At a news conference Wednesday afternoon, Green recalled a moment during Golden State’s flight to Boston from San Francisco between Games 5 and 6. He, Thompson and Curry were sitting together when they were spotted by Bob Myers, the team’s general manager and president of basketball operations.
“He’s like: ‘Man, y’all are funny. Y’all still sit together. Y’all don’t understand, it’s 10 years. Like, this does not happen. Guys still sitting together at the same table,’” Green recalled. “He’s like, ‘Guys are not even on the same team for 10 years, let alone still sitting there at the same table and enjoying each other’s conversation and presence.’”
At a separate news conference a few minutes later, Thompson was asked about that moment and why the three of them still enjoy each other’s company.
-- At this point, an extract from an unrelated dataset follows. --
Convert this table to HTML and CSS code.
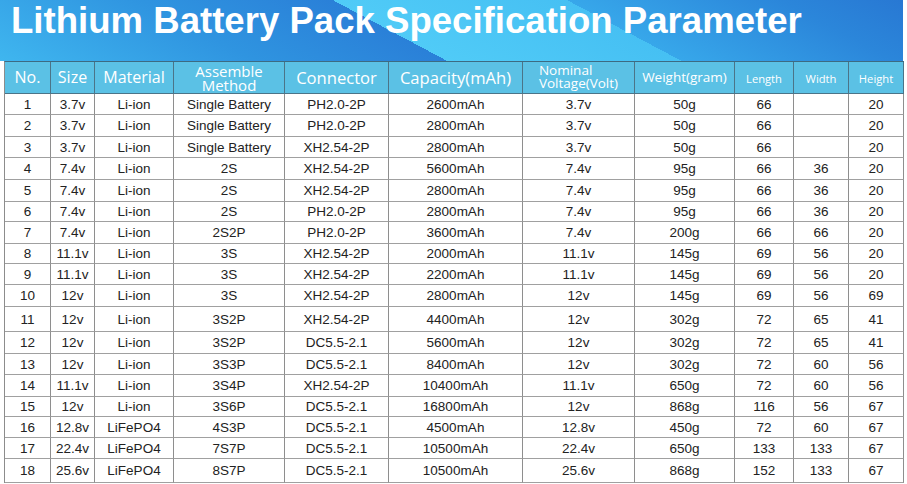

Curry stood against a wall, watching, waiting for his turn to speak.
“Well, I don’t know about that,” Thompson said. “I owe Draymond some money in dominoes, so I don’t want to see him too many times.”
Curry bent at the waist, doubled over with quiet laughter.
“I was half asleep,” Thompson continued. “Draymond and Bob were chatting their hearts away for six hours on a plane ride. I was just trying to get some sleep.”
Curry said later, “All the personalities are so different. Everybody comes from different backgrounds. But we’ve all jelled around a collective unit of how we do things, whether it’s in the locker room, on the plane, the hotels, like whatever it is. We know how to have fun and jell and keep things light but also understand what we’re trying to do and why it all matters in terms of winning games.”
The next day they won their fourth championship together. They gathered in a crowd and jumped around together. When Curry won finals M.V.P., they chanted “M-V-P” along with everyone else onstage.
Long after the celebration ended, Thompson and Curry remained up there together, sitting together at times, dancing together at times. Thompson looked down off the stage and said he didn’t want to leave.
Curry descended before Thompson did, but first he stood on the top step. He held a cigar between his lips, and clutched the M.V.P. trophy in his left hand.